I used a Energizer Energi cell phone charger. You can get the model that includes a mini-usb plug. It takes two AA batteries (included) and the charging symbol stayed lit for the entire ride. At the end I unplugged the charger and my Garmin was still fully charged. I taped the Energi under my handlebars and ran the cord around the stem to plug it in. 

Flying wheels was a blast last year. I got to meet another forumite (kreger) while riding in a pack. A guy in front of me grabbed his brakes for no apparent reason for the umpteenth time so I just ripped him a new one. A guy riding next to me saw my RBR kit and said "you must be bigbill".


----------



## tyro

bigbill said:


> I used a Energizer Energi cell phone charger. You can get the model that includes a mini-usb plug. It takes two AA batteries (included) and the charging symbol stayed lit for the entire ride. At the end I unplugged the charger and my Garmin was still fully charged. I taped the Energi under my handlebars and ran the cord around the stem to plug it in.
> 
> Flying wheels was a blast last year. I got to meet another forumite (kreger) while riding in a pack. A guy in front of me grabbed his brakes for no apparent reason for the umpteenth time so I just ripped him a new one. A guy riding next to me saw my RBR kit and said "you must be bigbill".

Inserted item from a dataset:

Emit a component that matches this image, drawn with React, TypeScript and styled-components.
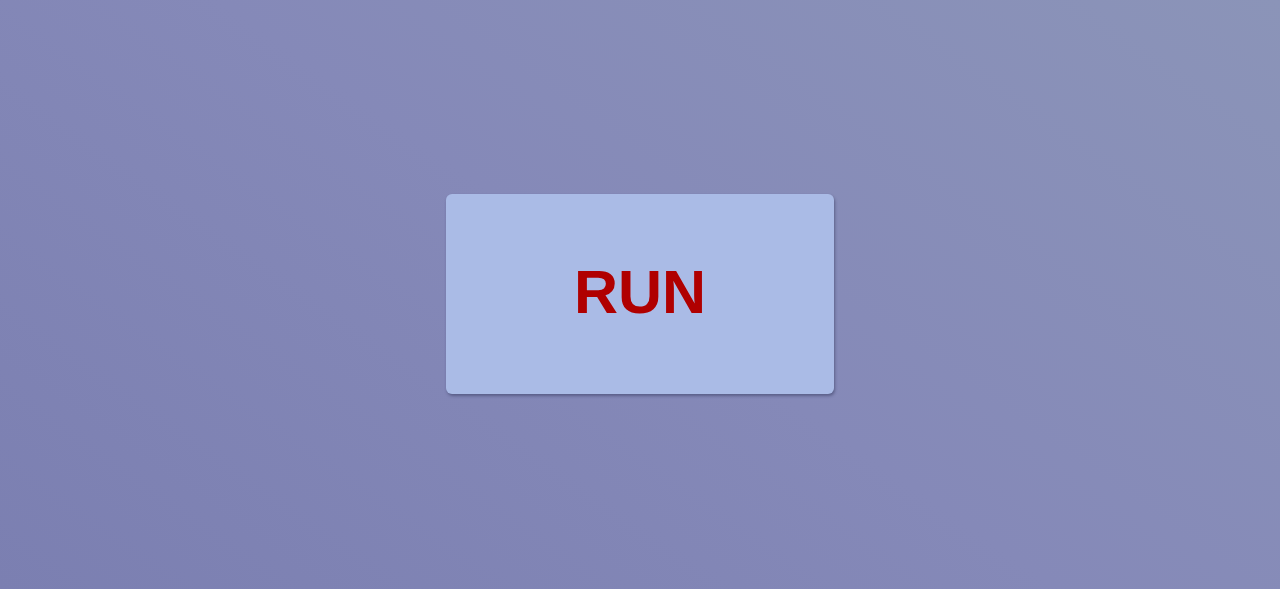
import React from "react";
import styled, { createGlobalStyle } from "styled-components";

const GlobalStyle = createGlobalStyle`
    html, body, #root {
        margin: 0;
        height: 100%;
    }
    body {
        font-family: "Liberation Sans", Arial, sans-serif;
    }
`;

const Page = styled.div`
    display: flex;
    align-items: center;
    justify-content: center;
    height: 100vh;
    background: linear-gradient(35deg, #7b7fb1 0%, #8589b8 50%, #8b94b8 100%);
`;

const RunButton = styled.button`
    display: flex;
    align-items: center;
    justify-content: center;
    width: 388px;
    height: 200px;
    margin-top: -1px;
    padding: 0 0 4px 0;
    border: none;
    border-radius: 6px;
    background: #aabbe6;
    box-shadow: 1px 2px 3px rgba(40, 45, 80, 0.45);
    color: #b00000;
    font-family: "Liberation Sans", Arial, sans-serif;
    font-size: 61px;
    font-weight: bold;
    cursor: pointer;
`;

const App = () => {
    return (
        <>
            <GlobalStyle />
            <Page>
                <RunButton>RUN</RunButton>
            </Page>
        </>
    );
};

export default App;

Good idea. I did not think there was a way to use an external power source. 

I agree about the brake happy riders. For me, STP was worse than FW. There were people skidding off the road into ditches at STP. One guy left in an ambulance, all skinned up and bleeding. People just don't possess the simple concepts necessary to ride in a paceline. Anything you do towards the front of the group become exponentially amplified and dangerous as you move backwards in the line. There was a guy in front of me that had a bottle ejected on that big red bridge outside of Longview. He just grabbed a handful of both brakes and stopped to walk back and get them. Wow! They tell you that the most dangerous thing about big group rides is the other riders. Boy are they right.


----------



## bigbill

tyro said:


> Good idea. I did not think there was a way to use an external power source.
> 
> I agree about the brake happy riders. For me, STP was worse than FW. There were people skidding off the road into ditches at STP. One guy left in an ambulance, all skinned up and bleeding. People just don't possess the simple concepts necessary to ride in a paceline. Anything you do towards the front of the group become exponentially amplified and dangerous as you move backwards in the line. There was a guy in front of me that had a bottle ejected on that big red bridge outside of Longview. He just grabbed a handful of both brakes and stopped to walk back and get them. Wow! They tell you that the most dangerous thing about big group rides is the other riders. Boy are they right.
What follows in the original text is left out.